(What the task asks) Identify each line containing the word "React" and copy it.

── Data provided

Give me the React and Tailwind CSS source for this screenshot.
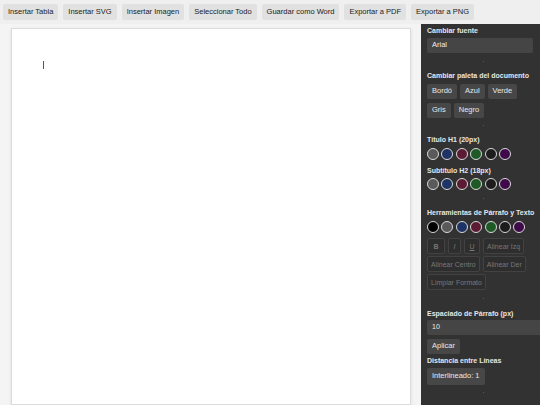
import React from "react";

const TOOLBAR = [
  "Insertar Tabla",
  "Insertar SVG",
  "Insertar Imagen",
  "Seleccionar Todo",
  "Guardar como Word",
  "Exportar a PDF",
  "Exportar a PNG",
];

const H_COLORS = ["#5a5a5a", "#1e3466", "#5c1a33", "#1d5a26", "#1c1c1c", "#3f0a4a"];
const P_COLORS = ["#000000", "#5a5a5a", "#1e3466", "#5c1a33", "#1d5a26", "#1c1c1c", "#3f0a4a"];

function Label({ children }) {
  return <div className="text-[7px] font-bold text-[#e6e6e6] leading-none">{children}</div>;
}

// tiny separator between sidebar groups
function Dot({ before = 3, after = 5 }) {
  return (
    <div style={{ paddingTop: before, paddingBottom: after }}>
      <div className="flex justify-center py-[5px]">
        <div className="w-[1px] h-[1px] bg-[#5a5a5a]"></div>
      </div>
    </div>
  );
}

function Swatches({ colors }) {
  return (
    <div className="flex gap-[2.4px]">
      {colors.map((c, i) => (
        <div
          key={i}
          className="w-[12px] h-[12px] rounded-full border border-[#d8d8d8]"
          style={{ backgroundColor: c }}
        ></div>
      ))}
    </div>
  );
}

function DarkBtn({ children }) {
  return (
    <button className="h-[15px] px-[5px] rounded-[2px] bg-[#474747] text-[7.5px] text-[#e8e8e8] leading-none">
      {children}
    </button>
  );
}

function OffBtn({ children }) {
  return (
    <button className="h-[16px] px-[3px] rounded-[2px] bg-[#2e2e2e] border border-[#424242] text-[7px] text-[#777] leading-none whitespace-nowrap">
      {children}
    </button>
  );
}

export default function App() {
  return (
    <div
      className="w-[540px] h-[405px] overflow-hidden flex flex-col bg-[#f4f4f4]"
      style={{ fontFamily: '"Liberation Sans", Arial, sans-serif' }}
    >
      {/* toolbar */}
      <div className="h-[24px] flex items-center gap-[5px] px-[3px] bg-[#efefef] shrink-0">
        {TOOLBAR.map((t) => (
          <button
            key={t}
            className="h-[16px] px-[5px] rounded-[2px] bg-[#e1e1e1] text-[7.5px] text-[#222] leading-none"
          >
            {t}
          </button>
        ))}
      </div>

      <div className="flex-1 flex min-h-0">
        {/* page */}
        <div className="flex-1 pl-[11px] pr-[10px] pt-[4px] min-h-0">
          <div className="h-full w-[400px] bg-white border border-[#dcdcdc] shadow-sm pl-[31px] pt-[32px]">
            <div className="w-[1px] h-[8px] bg-[#555]"></div>
          </div>
        </div>

        {/* sidebar */}
        <div className="w-[119px] shrink-0 bg-[#323232] pl-[6px] pt-[3px]">
          <Label>Cambiar fuente</Label>
          <div className="mt-[3.5px] w-[106px] h-[15px] rounded-[2px] bg-[#454545] flex items-center px-[5px] text-[7.5px] text-[#eee]">
            Arial
          </div>
          <Dot before={3} after={5.5} />

          <Label>Cambiar paleta del documento</Label>
          <div className="flex flex-wrap gap-x-[3px] gap-y-[4px] mt-[4.5px] w-[95px]">
            <DarkBtn>Bordó</DarkBtn>
            <DarkBtn>Azul</DarkBtn>
            <DarkBtn>Verde</DarkBtn>
            <DarkBtn>Gris</DarkBtn>
            <DarkBtn>Negro</DarkBtn>
          </div>
          <Dot before={2.5} after={5} />

          <Label>Título H1 (20px)</Label>
          <div className="mt-[4.5px]">
            <Swatches colors={H_COLORS} />
          </div>
          <div className="mt-[7.5px]">
            <Label>Subtítulo H2 (18px)</Label>
          </div>
          <div className="mt-[3.5px]">
            <Swatches colors={H_COLORS} />
          </div>
          <Dot before={3} after={5.5} />

          <Label>Herramientas de Párrafo y Texto</Label>
          <div className="mt-[5px]">
            <Swatches colors={P_COLORS} />
          </div>
          <div className="flex flex-wrap gap-x-[3px] gap-y-[2px] mt-[5px] w-[106px]">
            <OffBtn>
              <span className="font-bold px-[2.5px]">B</span>
            </OffBtn>
            <OffBtn>
              <span className="italic px-[1.5px]">I</span>
            </OffBtn>
            <OffBtn>
              <span className="underline px-[1.5px]">U</span>
            </OffBtn>
            <OffBtn>Alinear Izq</OffBtn>
            <OffBtn>Alinear Centro</OffBtn>
            <OffBtn>Alinear Der</OffBtn>
            <OffBtn>Limpiar Formato</OffBtn>
          </div>
          <Dot before={3} after={5.5} />

          <Label>Espaciado de Párrafo (px)</Label>
          <div className="mt-[3px] w-[120px] h-[15px] rounded-[2px] bg-[#454545] flex items-center px-[5px] text-[7px] text-[#eee]">
            10
          </div>
          <button className="block mt-[4px] h-[15px] px-[5px] rounded-[2px] bg-[#474747] text-[7.5px] text-[#e8e8e8] leading-none">
            Aplicar
          </button>
          <div className="mt-[3.5px]">
            <Label>Distancia entre Líneas</Label>
          </div>
          <button className="block mt-[3.5px] h-[17px] px-[5px] rounded-[2px] bg-[#474747] text-[7.5px] text-[#e8e8e8] leading-none">
            Interlineado: 1
          </button>
          <Dot before={2} after={0} />
        </div>
      </div>
    </div>
  );
}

────

(Correct result)
Give me the React and Tailwind CSS source for this screenshot.
import React from "react";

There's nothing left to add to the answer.